In 2009, the Government of Tanzania, with technical and financial support from UNICEF, launched a strategy for improving teaching in primary schools. The strategy challenged the traditional ‘chalk and talk’ teaching methods and encouraged a more interactive and participatory learning approach. Since then, thousands of children in Tanzania have benefitted from this new style of teaching, which has increased confidence, self-esteem, curiosity and enjoyment in the classroom. The benefits have been evident across the board – students are more engaged and teachers’ morale has received a boost.

Improving education quality

In-Service Education and Training (INSET) for teachers is an important part of improving the quality of education in Tanzania. Through INSET programmes, teachers are kept abreast of ever-changing teaching and learning approaches, making them competent and effective practitioners.

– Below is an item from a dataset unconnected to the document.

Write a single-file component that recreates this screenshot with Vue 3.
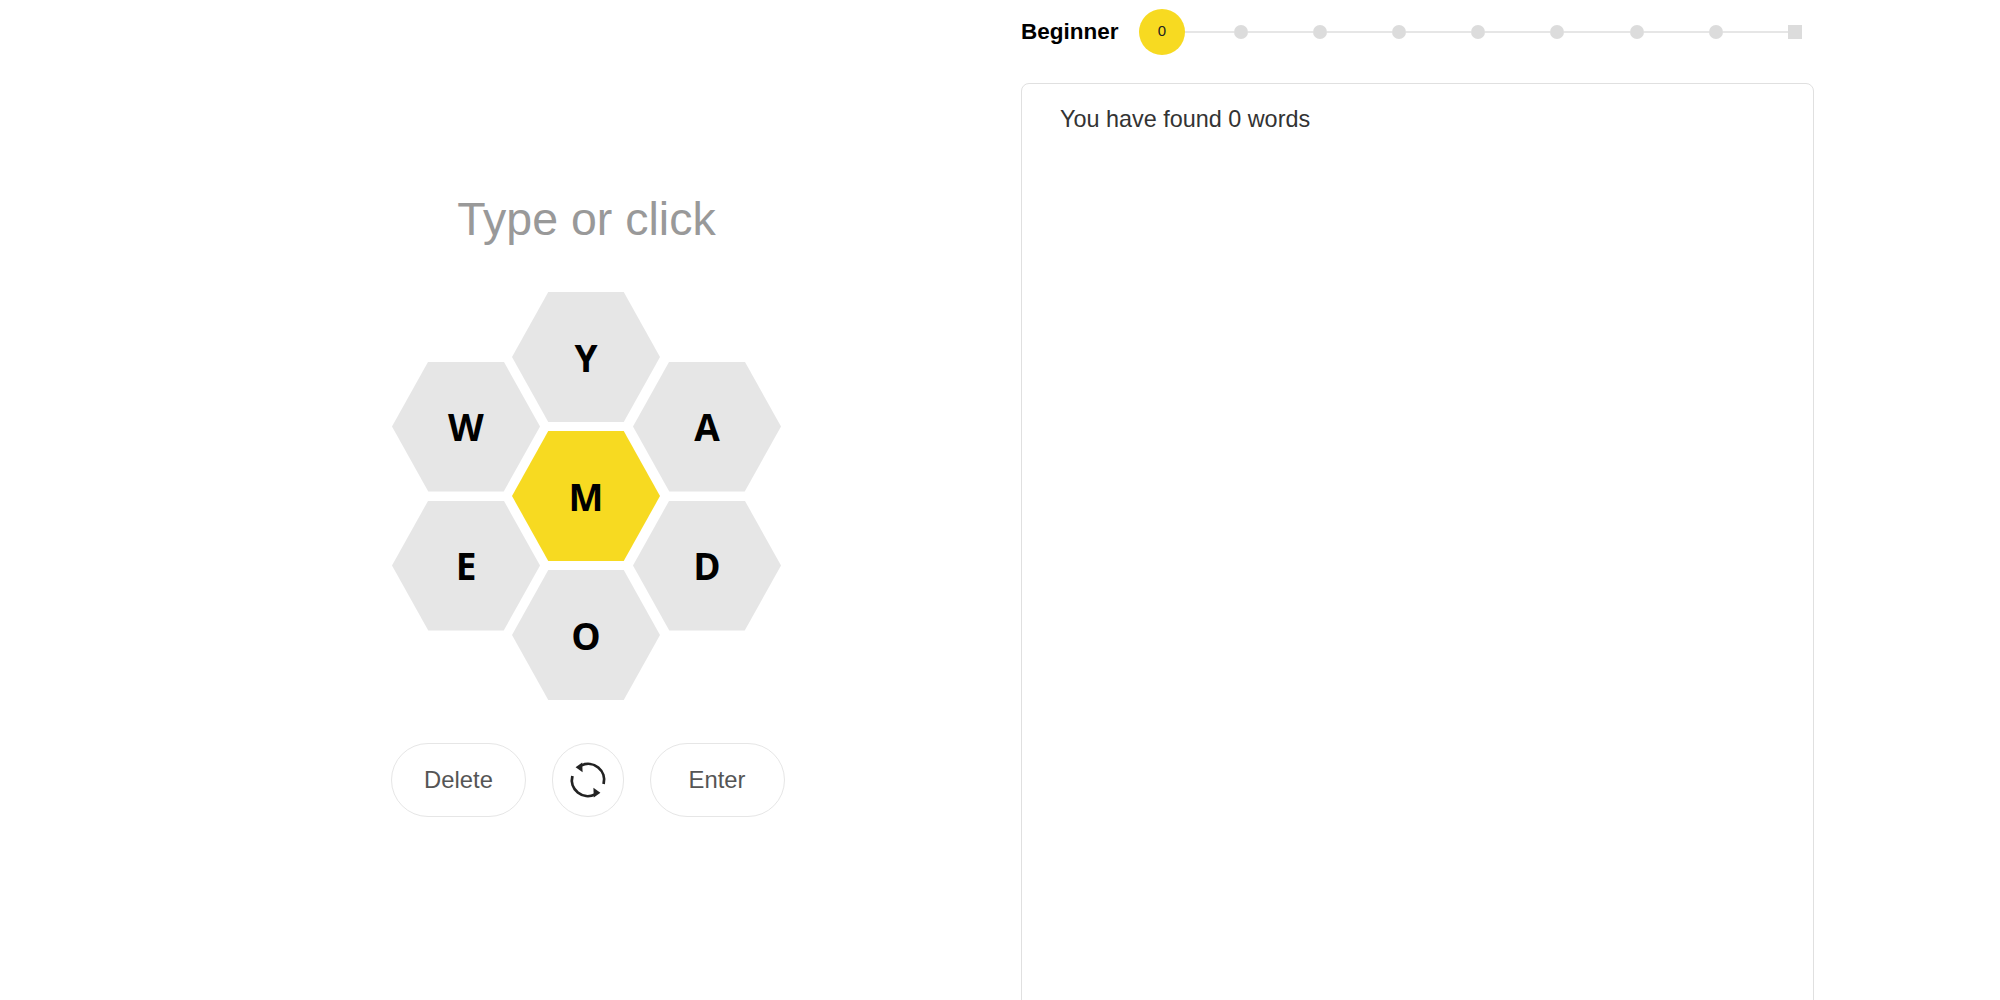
<script setup>
const leftColumn = ['W', 'E']
const middleColumn = [
  { letter: 'Y', center: false },
  { letter: 'M', center: true },
  { letter: 'O', center: false }
]
const rightColumn = ['A', 'D']

// seven small steps after the current rank
const steps = 7
</script>

<template>
  <main class="page">
    <section class="game">
      <h1 class="prompt">Type or click</h1>

      <div class="hive">
        <div class="column">
          <div v-for="l in leftColumn" :key="l" class="cell">{{ l }}</div>
        </div>
        <div class="column middle">
          <div
            v-for="c in middleColumn"
            :key="c.letter"
            :class="['cell', { center: c.center }]"
          >
            {{ c.letter }}
          </div>
        </div>
        <div class="column">
          <div v-for="l in rightColumn" :key="l" class="cell">{{ l }}</div>
        </div>
      </div>

      <div class="controls">
        <button class="pill">Delete</button>
        <button class="round" aria-label="Shuffle">
          <svg width="40" height="40" viewBox="0 0 40 40" fill="none">
            <path d="M13 5.6A16 16 0 0 1 35.6 24" stroke="#222" stroke-width="2.8" />
            <path d="M27 34.4A16 16 0 0 1 4.4 16" stroke="#222" stroke-width="2.8" />
            <path d="M7.6 7.2 14.2 2.6 14.6 12.2Z" fill="#222" />
            <path d="M32.4 32.8 25.8 37.4 25.4 27.8Z" fill="#222" />
          </svg>
        </button>
        <button class="pill">Enter</button>
      </div>
    </section>

    <section class="progress-side">
      <div class="rank">
        <h2 class="rank-name">Beginner</h2>
        <div class="track">
          <span class="score">0</span>
          <template v-for="n in steps" :key="n">
            <span :class="['line', { first: n === 1 }]"></span>
            <span class="dot"></span>
          </template>
          <span class="line"></span>
          <span class="dot last"></span>
        </div>
      </div>

      <div class="words">
        <p class="found">You have found 0 words</p>
      </div>
    </section>
  </main>
</template>

<style scoped>
.page {
  display: flex;
  height: 1000px;
  overflow: hidden;
  background: #fff;
  color: #000;
}

.game {
  width: 1021px;
  flex-shrink: 0;
  padding: 192px 0 0 392px;
  box-sizing: border-box;
}

.prompt {
  width: 389px;
  margin: 0;
  font-family: "Liberation Sans", Arial, sans-serif;
  font-size: 46.5px;
  font-weight: 400;
  line-height: 55px;
  text-align: center;
  color: #999;
}

.hive {
  display: flex;
  align-items: center;
  margin-top: 45px;
  width: 390px;
}

.column {
  display: flex;
  flex-direction: column;
  gap: 9px;
}

.middle {
  margin: 0 -27px 0 -28px;
}

.cell {
  display: flex;
  align-items: center;
  justify-content: center;
  width: 148px;
  height: 130px;
  background: #e6e6e6;
  clip-path: polygon(24.5% 0, 75.5% 0, 100% 50%, 75.5% 100%, 24.5% 100%, 0 50%);
  font-family: "Open Sans", "Noto Sans", sans-serif;
  font-size: 37px;
  font-weight: 700;
  color: #000;
}

.cell.center {
  background: #f7da21;
}

.controls {
  display: flex;
  align-items: center;
  gap: 25.5px;
  margin-top: 43px;
  margin-left: -1px;
}

.pill,
.round {
  height: 74px;
  padding: 0;
  background: #fff;
  border: 1.5px solid #e6e6e6;
  border-radius: 37px;
  box-sizing: border-box;
  font-family: "Liberation Sans", Arial, sans-serif;
  font-size: 23.8px;
  color: #555;
}

.pill {
  width: 135px;
}

.round {
  display: flex;
  align-items: center;
  justify-content: center;
  width: 72.5px;
}

.progress-side {
  flex: 1;
  min-width: 0;
  display: flex;
  flex-direction: column;
}

.rank {
  display: flex;
  align-items: center;
  gap: 22px;
  height: 46px;
  margin-top: 9px;
  flex-shrink: 0;
}

.rank-name {
  margin: 0;
  width: 96px;
  font-family: "Liberation Sans", Arial, sans-serif;
  font-size: 22.5px;
  font-weight: 700;
  white-space: nowrap;
  color: #000;
}

.track {
  display: flex;
  align-items: center;
}

.score {
  display: flex;
  align-items: center;
  justify-content: center;
  width: 46px;
  height: 46px;
  border-radius: 50%;
  background: #f7da21;
  font-family: "Liberation Sans", Arial, sans-serif;
  font-size: 15px;
  line-height: 44px;
  padding-bottom: 2px;
  box-sizing: border-box;
  color: #222;
}

.line {
  width: 65.1px;
  height: 2px;
  background: #e6e6e6;
}

.line.first {
  width: 49.1px;
}

.dot {
  width: 14px;
  height: 14px;
  border-radius: 50%;
  background: #dcdcdc;
}

.dot.last {
  border-radius: 0;
}

.words {
  flex-shrink: 0;
  width: 793px;
  height: 960px;
  margin-top: 28px;
  padding: 20px 38px;
  box-sizing: border-box;
  border: 1.5px solid #e0e0e0;
  border-radius: 8px;
}

.found {
  margin: 0;
  font-family: "Liberation Sans", Arial, sans-serif;
  font-size: 23.4px;
  line-height: 30px;
  color: #333;
}
</style>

Although resources like textbooks are limited, teachers and pupils are working together to create vibrant teaching materials that can help children learn effectively.

© UNICEF Tanzania/2012
A UNICEF-supported programme is improving teaching methods in Tanzanian primary schoosl. Hekima, 12, demonstrates a hand-made clock that is helping him to learn to tell time.

At the Makete Primary School in Njombe Region, a transformation has taken place. Students like Hekima are realizing that teachers are on their side and that what they learn in school bears relevance to the outside world.

“What I gain by making these aids are skills and knowledge. It teaches me something about everyday life, how things function,” he said. “Teachers are now keen on finding out if we understand compared to before. Now, when a teacher enters the class, you get what they want you to learn. They ask you if you have understood them.”

Hekima’s classmate, 12-year-old Leurola, agrees. “Before, when teachers taught, they just talked,” she said. “They didn’t use actual examples... These days if a teacher is teaching about a colour, for example yellow, you leave the classroom and look for yellow colours.”

Makete Primary’s headmaster, Zacharia Treve, is happy with the learning environment that is being nurtured. “We have made big strides in our classroom techniques and have reached a very good stage. If you looked at the way things were back then in this profession, things are very different now. Back then, when we were teaching, we didn’t use any participatory methods and didn’t involve children when assessing a lesson. Nowadays children participate fully as we ask them directly: What did they like? What didn’t they like? Did they understand the lesson?”

© UNICEF Tanzania/2012
Zakaria Treve, headmaster of Makete Primary School in Tanzania, says the UNICEF-supported programme on improving teaching methods is having a positive effect on students and teachers.

Imaginative and cost-effective

Mr. Treve encourages the use of locally sourced teaching aids to stimulate children’s imaginations and cut costs.

“Previously, we relied on teaching aids you had to buy, but it reached a point where the government didn’t have the funds to provide them. Instead [now] we use local aids, which the children and the teachers make themselves. There are times when our surrounding environment can be used. For example, they can be learning about colours of an object.

Outside the classroom there are different kinds of flowers which we can use. Or the classroom itself can be used in math when learning about shapes, and objects, like desks, can be used to teach about lengths, widths and height.”

“I have been able to make a clock face, and I am now able to tell the time,” Hekima said. “Our teacher says it is important to always be on time for school.”

Following the success of INSET, the government has made a firm commitment to roll out the programme nationally. For the first time in Tanzania, all districts will support INSET-based primary school approaches.